Si ese cambio de actitud se consolida, el Gobierno ensanchará su margen de maniobra. Y le va a hacer falta. Pues, aunque la posibilidad de una amnistía está fuera del horizonte, Pedro Sánchez tendrá que hacer algo, y no precisamente un parche, con respecto a los encarcelados y exiliados del procés. Ya ha empezado a transitar por esa vía. Pero tendrá que dar pasos decisivos en poco tiempo. La suerte de sus presupuestos puede depender de ello.

Si la derecha está en pie de guerra desde que Esquerra se abstuvo en la investidura, cabe imaginar cómo estará el día en que Oriol Junqueras salga en libertad. Pero eso va a terminar ocurriendo. Lo único que cabe esperar es que el gran coste político que esas decisiones le van a suponer, sirvan a Sánchez para que los independentistas moderen algo sus exigencias en lo que al capítulo posterior del diálogo se refiere. El del derecho a la autodeterminación. Del que no tendrá más remedio que hablar tras las elecciones catalanas.

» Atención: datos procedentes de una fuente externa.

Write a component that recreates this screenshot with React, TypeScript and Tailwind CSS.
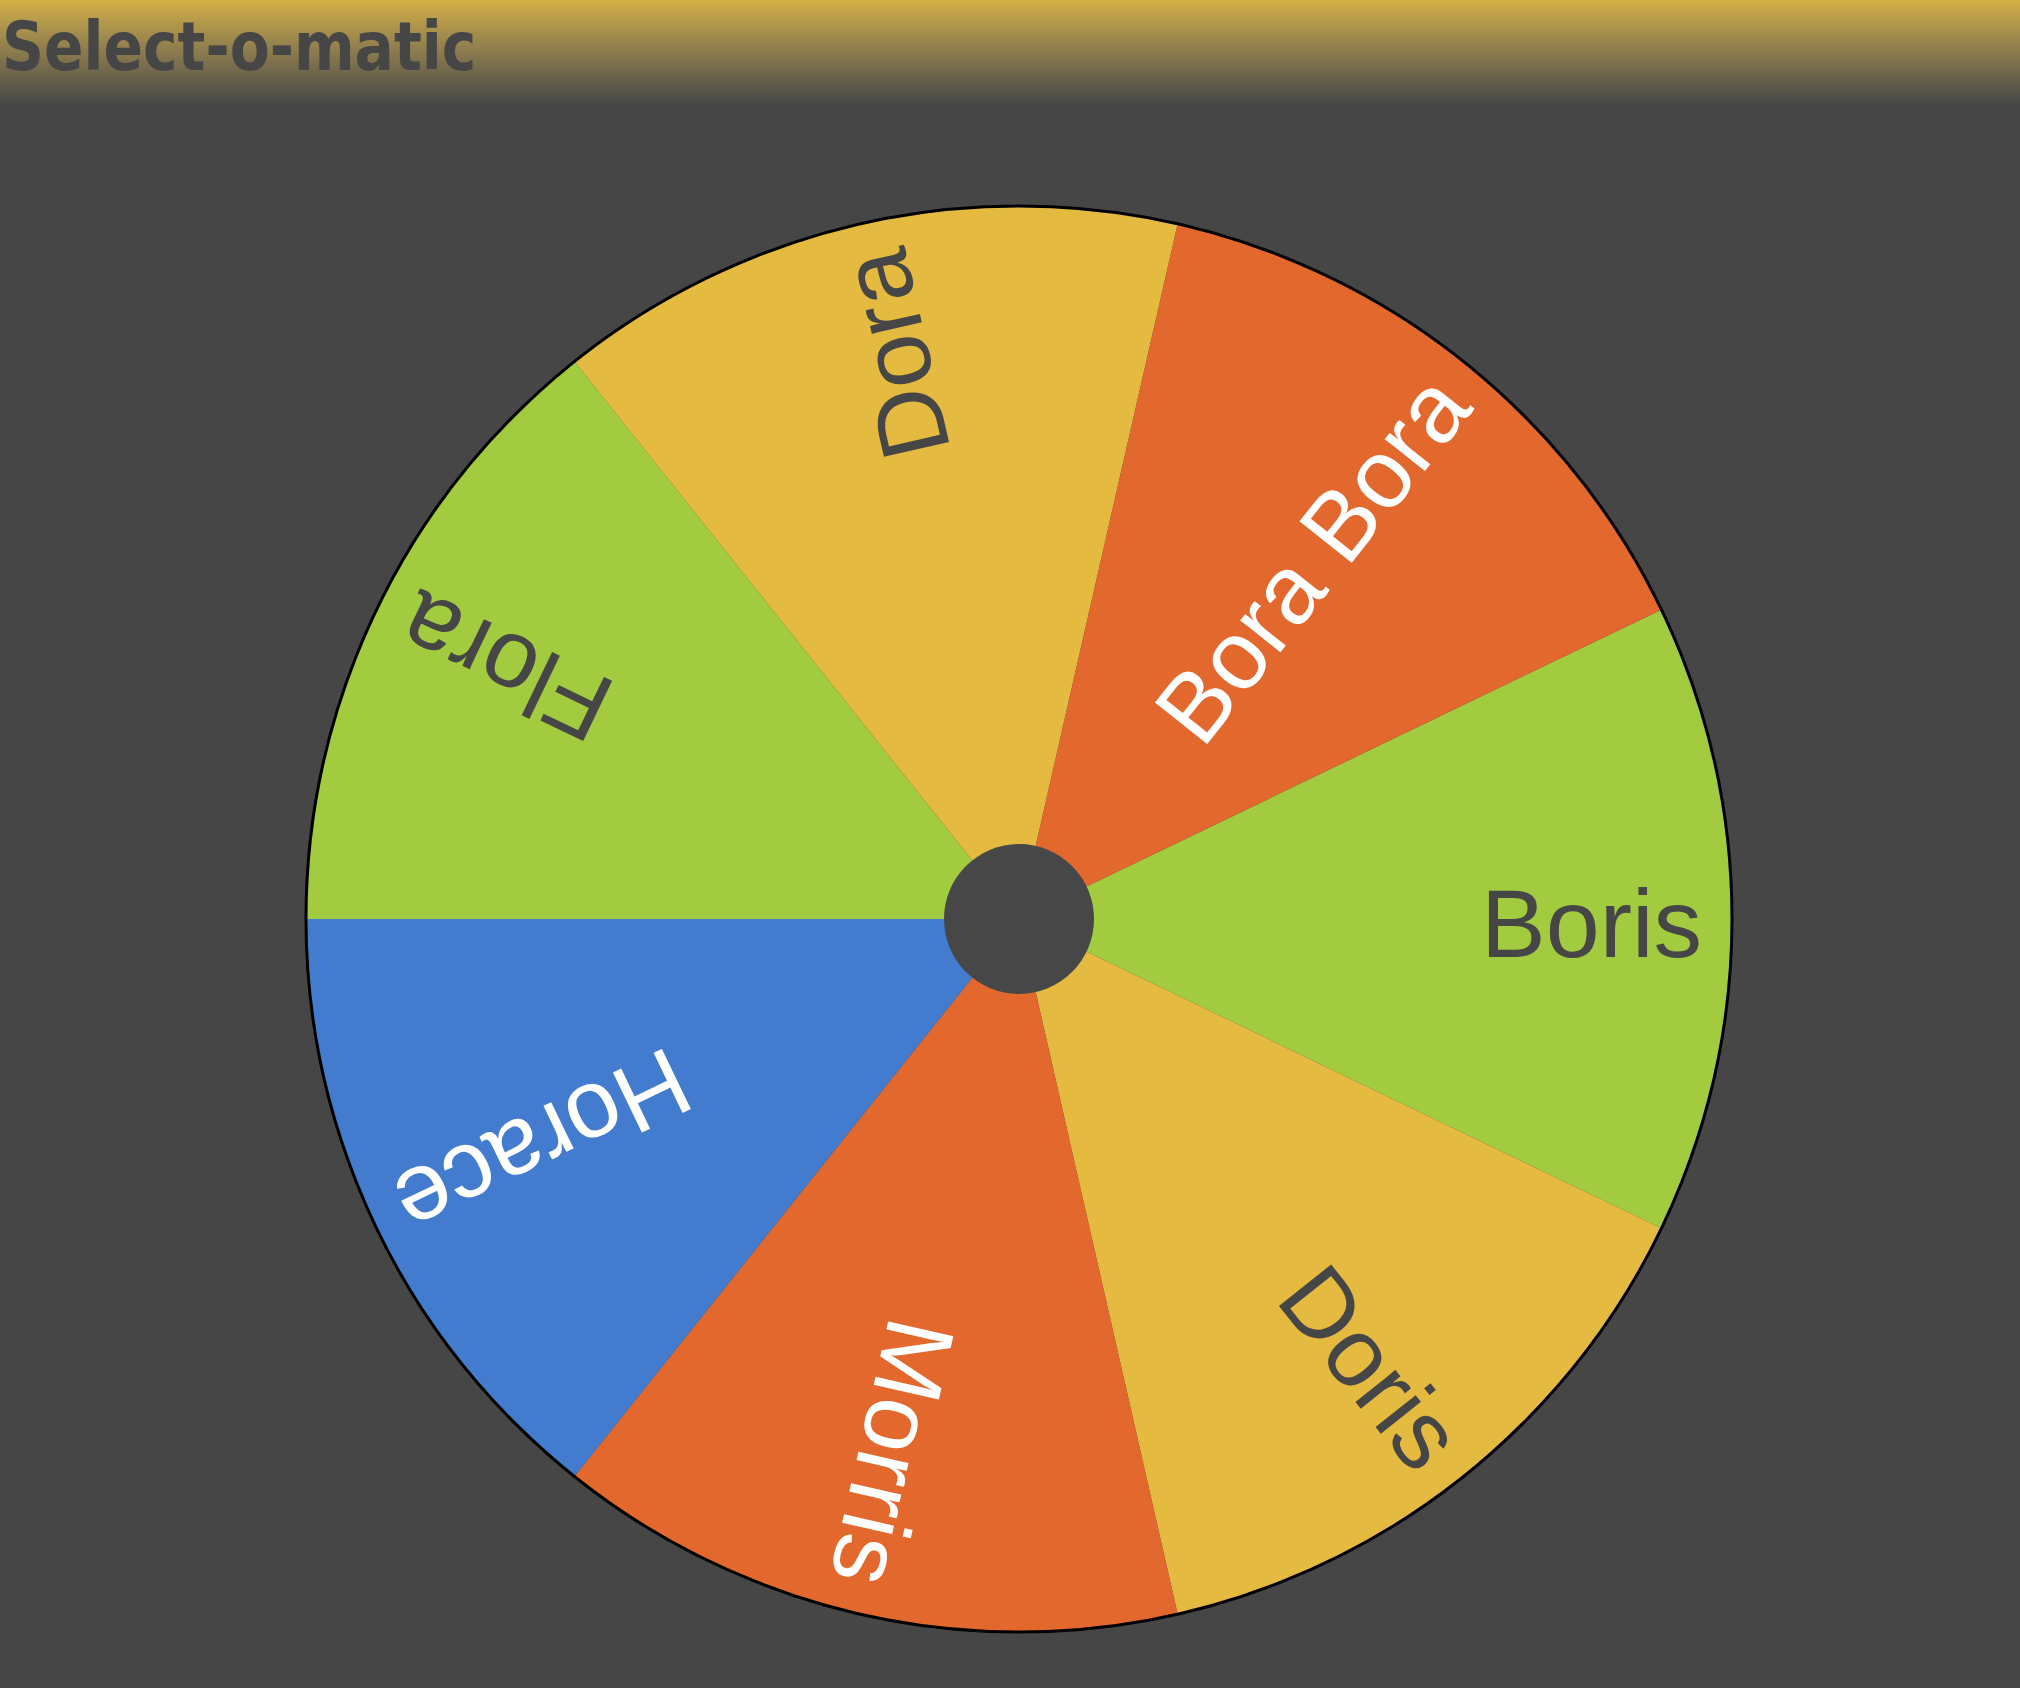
import React from 'react';

const R = 713;
const slices = [
    { name: 'Boris', fill: '#a2cb40', text: '#464646' },
    { name: 'Doris', fill: '#e5ba40', text: '#464646' },
    { name: 'Morris', fill: '#e2682d', text: '#ffffff' },
    { name: 'Horace', fill: '#437cce', text: '#ffffff' },
    { name: 'Flora', fill: '#a2cb40', text: '#464646' },
    { name: 'Dora', fill: '#e5ba40', text: '#464646' },
    { name: 'Bora Bora', fill: '#e2682d', text: '#ffffff' },
];

function pt(deg: number, r: number) {
    const a = (deg * Math.PI) / 180;
    return `${(Math.cos(a) * r).toFixed(2)} ${(Math.sin(a) * r).toFixed(2)}`;
}

function Wheel() {
    const step = 360 / slices.length;
    return (
        <svg width={1430} height={1430} viewBox="-715 -715 1430 1430">
            {slices.map((s, i) => {
                const mid = i * step;
                const a0 = mid - step / 2;
                const a1 = mid + step / 2;
                return (
                    <path
                        key={s.name}
                        d={`M 0 0 L ${pt(a0, R)} A ${R} ${R} 0 0 1 ${pt(a1, R)} Z`}
                        fill={s.fill}
                    />
                );
            })}
            <circle cx={0} cy={0} r={R} fill="none" stroke="#000" strokeWidth={3} />
            {slices.map((s, i) => (
                <text
                    key={s.name}
                    transform={`rotate(${i * step})`}
                    x={683}
                    y={38}
                    textAnchor="end"
                    fontSize={97}
                    fontFamily="'Liberation Sans', Arial, sans-serif"
                    fill={s.text}
                >
                    {s.name}
                </text>
            ))}
            <circle cx={0} cy={0} r={75} fill="#474747" />
        </svg>
    );
}

export default function App() {
    return (
        <div className="min-h-screen bg-[#464646] overflow-hidden">
            {/* Title bar */}
            <header className="h-[105px] bg-gradient-to-b from-[#d4b044] to-[#474747] pt-[14px] pl-[2px]">
                <h1
                    className="text-[67px] leading-none font-bold text-[#464646] origin-left scale-x-[0.87] whitespace-nowrap"
                    style={{ fontFamily: "'DejaVu Sans', Verdana, sans-serif" }}
                >
                    Select-o-matic
                </h1>
            </header>

            {/* Wheel */}
            <main className="flex justify-center pt-[99px] pl-[17px]">
                <Wheel />
            </main>
        </div>
    );
}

Ese será el momento de la verdad. No hay que descartar que se pueda llegar a un entendimiento sobre un término medio al respecto. Y que éste pacifique la crisis catalana. Hasta que vuelva a calentarse como viene haciendo, de cuando en cuando, desde hace casi siglo y medio. Porque así es la cosa. Y el mayor error de la derecha ha sido creer que con mano dura, sin contemplaciones, se podía acabar de una vez por todas con el problema catalán. De nada les ha servido el ejemplo de Franco, que también fracasó al intentarlo.